The first and most important of these relates to the high initial cost of the batteries that contribute a major portion of the total cost of an EV, and essentially all of its cost premium over a conventional car. Citing several battery experts, the Journal raised doubts about how quickly battery costs are likely to fall, based on an assessment of the components of these batteries. Although the Lithium-ion batteries that go into EVs are new products, many of the things that go into them are not new at all, and are thus unlikely to become dramatically cheaper. Should we really expect that EV batteries would follow an entirely new "experience curve" of their own, yielding sharp cost declines over the first few years as output grows, or do they really fall within the larger category of all Lithium-ion batteries, for which the cost curve has flattened significantly in recent years, in applications such as laptop computers and cellphones? This is a crucial point, because if volume/experience effects do not quickly drive down the cost of EV batteries, then when the current subsidies expire EVs would become prohibitively expensive relative to their non-EV competition, and sales could collapse. That would force the government to choose between extending generous EV subsidies for a much longer period or standing by as US factories producing EVs and their components shut down.
The other assumption that looks questionable is the basis of competition between EVs and non-EVs. The Journal makes a good case that most of the developments that could make EVs cheaper and more effective would also benefit hybrid cars. Cheaper batteries for fully-electric cars mean much cheaper battery capacity for hybrids, even those providing a few miles of all-electric driving. That strengthens the argument that consumers won't be choosing between EVs and big, gas-guzzling cars, but between EVs and hybrids that already capture the most valuable portion of the available fuel--and fuel cost--savings. That shrinks the consumer benefits that would offset the inconvenience purchasers will take on when they buy plug-in cars without onboard generators. When you aggregate the annual fuel savings of the first million EVs on the basis of their displacing 50 mpg hybrids rather than 25 mpg average cars, they shrink from 480 million gallons per year to 240 million gpy, or just 16,000 barrels of oil per day. At that rate, it would take 22 years to repay the government's $10 B investment in them, even ignoring the cost of the energy from other sources--mostly domestic natural gas and coal--that these cars will consume.

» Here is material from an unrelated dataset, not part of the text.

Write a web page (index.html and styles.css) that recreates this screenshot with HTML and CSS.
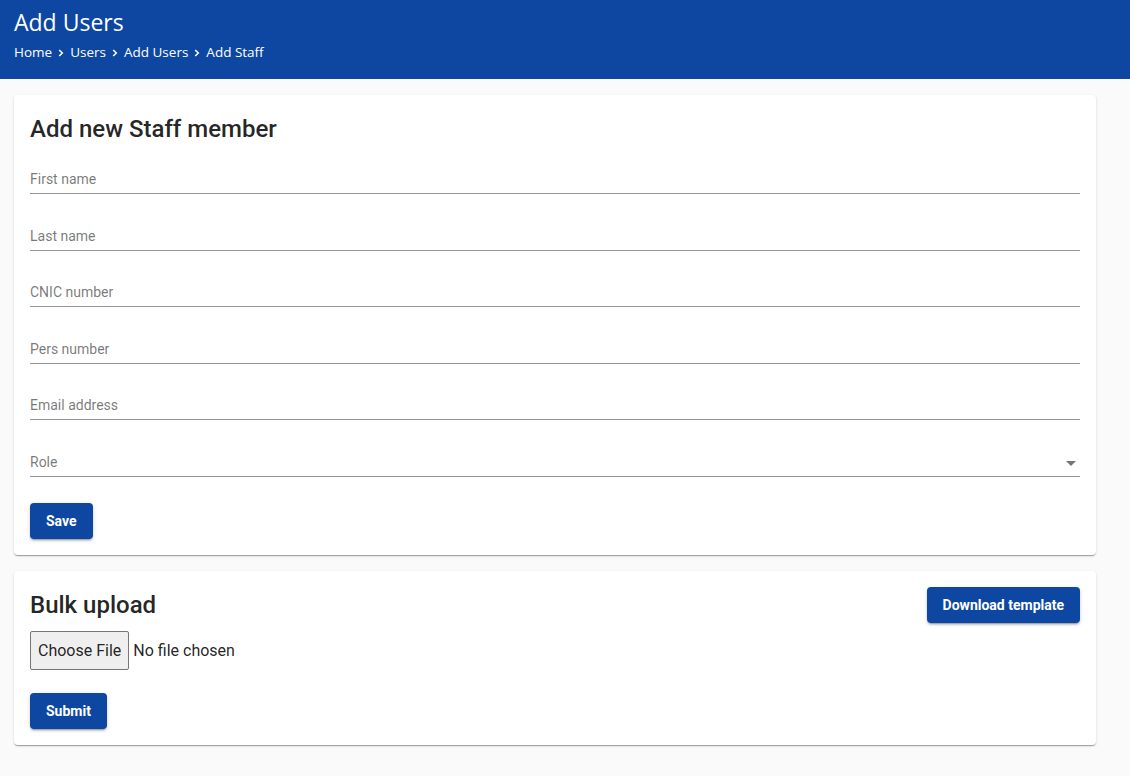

So while I still regard the electrification of transportation as an inevitable trend, as I have for more than a decade, and am tremendously impressed by the engineering that went into the Chevrolet Volt and the other new models on their way--20 in all, by the Journal's count--I'm left with some serious doubts about their viability as a sustainable national energy strategy. It seems pretty clear that we wouldn't be seeing nearly this level of activity without the huge commitment to EVs by this administration and, to a lesser extent, the previous one. Although these decisions have largely already been made, the EV tax credit would still have to be renewed next year, as I understand it.
$10 billion is a lot of taxpayer money to invest in making these cars more attractive to a group of relatively well-off early adopters. Consumers in states like California will receive as much as $12,500 for buying a Nissan Leaf or other qualifying EV. Nor do I buy the argument that if we don't invest in this industry now, China will own it within a few years--not because I don't think they would, but because it's not clear to me that we have any particular competitive advantage for building millions of Lithium-ion car batteries cheaply enough to hold our own, particularly when we'll be importing many of their components and could come up short on access to any rare earth metals required. Spend a few minutes gazing at the accumulating federal and state debts and even larger unfunded liabilities displayed at usdebtclock.org and you might join me in wondering whether, as cool as these cars promise to be, the generous incentives associated with them are a luxury we can't afford just now. While it wouldn't be fair to the companies that have invested in factories and hired workers on the basis of these incentives to cut them off suddenly, it might make sense to slim them down and phase them out faster than currently planned.